Among other important Danish discoveries this year are an approximately 3,000-year-old sacrificial victim in Thy, a mysterious amber sun disc of amber near Viborg and a Bronze Age burial mound with a crematorium at Bellinge near Odense.
The list was published by the Ministry of Culture’s Agency for Culture and Palaces in a press release.
In Roskilde, medieval archaeologist Jesper Langkilde said he is proud that the cellar is on the annual list.
“It is not commonplace to find such well-preserved ruins from the Middle Ages, and when we can also ascertain that it is very likely that the cellar belonged to Margrete I, that in my brings the discovery into a class of its own,” Langkilde said.
“The fact that the Agency for Culture and Palaces shares that view and has placed the cellar as one of year's top 10 archaeological finds is something I am extremely pleased about,” added Langkilde, who works for the Romu museum group.
The cellar appeared earlier this year amongst remains of masonry, pottery and building materials in Roskilde street Lille Grønnegade.

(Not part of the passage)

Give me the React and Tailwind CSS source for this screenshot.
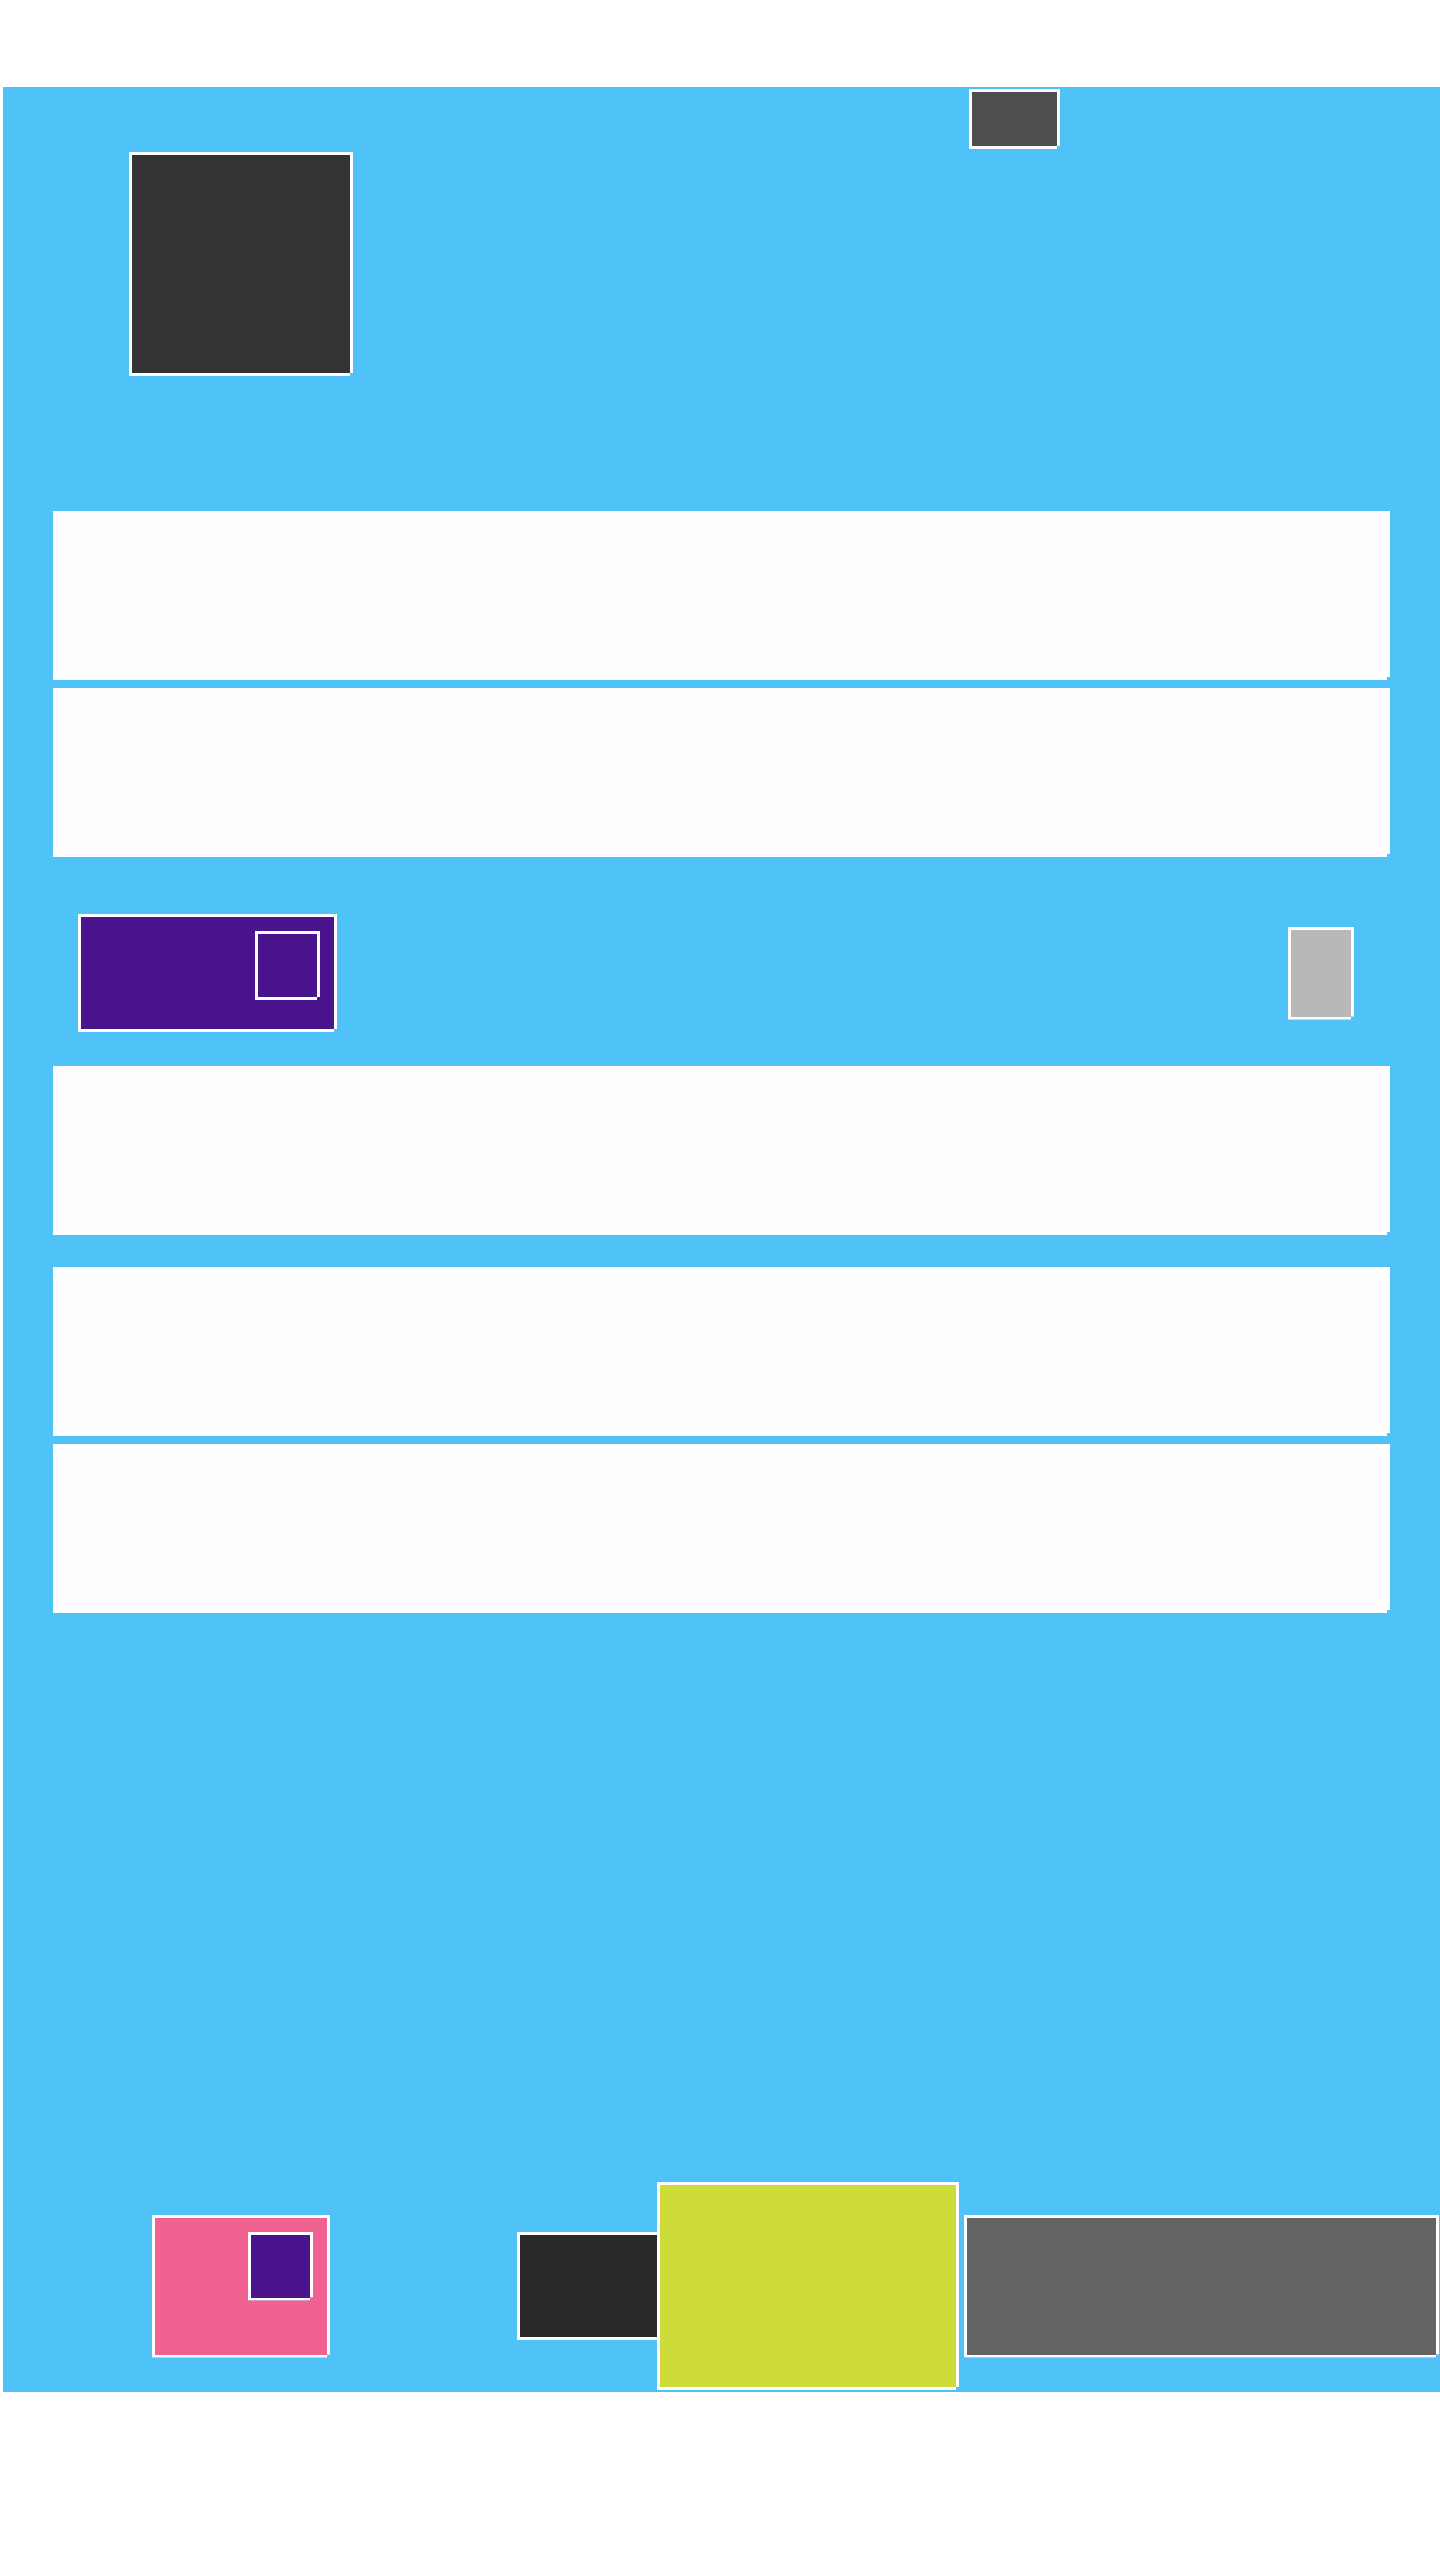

Photo: ROMU/Slots- og Kulturstyrelsen
It appears to have belonged to Margrete I, who lived from 1353 to 1412 and ruled Denmark, Norway and Sweden.
It is thought to have been part of a house that the Queen ordered built so she could be close to the city’s monastery, Vor Frue Kloster, when she was in Roskilde.
The criteria for being selected on the cultural agency’s list is adding “significant new knowledge of archaeology and Danish history”.